About two miles away a brickmaker was watching his kiln and gathering brushwood for his fire, although it was Sunday morning, when a man crawled out from behind a log and begged for a "drink of water, for God's sake." It was Dunn. He told the brickmaker who he was and begged him to lend him a horse to get away. "Only save me from hanging and I'll make it up to you," he cried, but the brickmaker refused. He went and caught his horse and rode into Dubbo to inform the police, who returned with him and recaptured the runaway. Dunn was forwarded to Bathurst without delay and was lodged in the gaol, while Smith, the brickmaker, was rewarded for the assistance he had rendered in effecting the recapture of the noted bushranger.

By the latter end of February Dunn was sufficiently recovered from the effects of his wound to be placed on trial. He was charged with the murder of Constable Nelson. The evidence shows that a number of persons had been stuck up on the road between Taradale and Collector. They were marched to Kimberley's Hotel and taken inside by Hall and Gilbert, while Dunn remained outside in charge of the horses. Dunn called a boy, who was standing in the street and who chanced to be the son of Constable Nelson, and told him to hold the horses and not let them go unless he wanted his brains blown out. The party in the hotel were singing and dancing, and the constable hearing the noise walked from the watch-house to where his son was and asked him what was going on. The boy told him the bushrangers were there and the constable returned to his house for his gun. When he came back he did not see Dunn, who was hiding behind the fence, and walked towards the front door of the hotel, when he was shot as already related. Gilbert came to the door immediately and Dunn cried out "I've shot the—— trap." Gilbert walked to where the body was lying, turned it over, and took off the belt, saying "This is just what I wanted. I've lost mine." At that moment Hall came up and the three bushrangers took their horses and went off. Dunn was found guilty and sentenced to death. He was hung on March 19th, 1866. He was of slight build and only twenty-two years old when he died.

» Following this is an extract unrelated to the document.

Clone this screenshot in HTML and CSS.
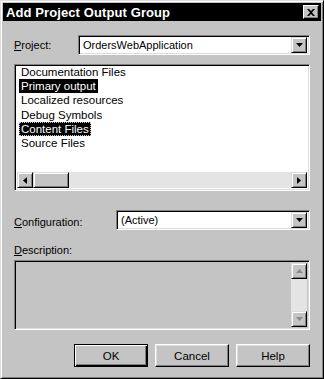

Of the chief members of this gang Gardiner was sentenced to thirty-two years' penal servitude; Vane surrendered owing to the influence of Father McCarthy and was sent to gaol for fifteen years; Bow and Fordyce were sentenced to death, but their sentences were commuted to fifteen years' imprisonment; Manns, Peisley, and Dunn were hanged; Lowry, Ben Hall, and Gilbert were shot by the police, and Burke and O'Meally by civilians; Mount or "the Old Man" was sent to gaol for ten years.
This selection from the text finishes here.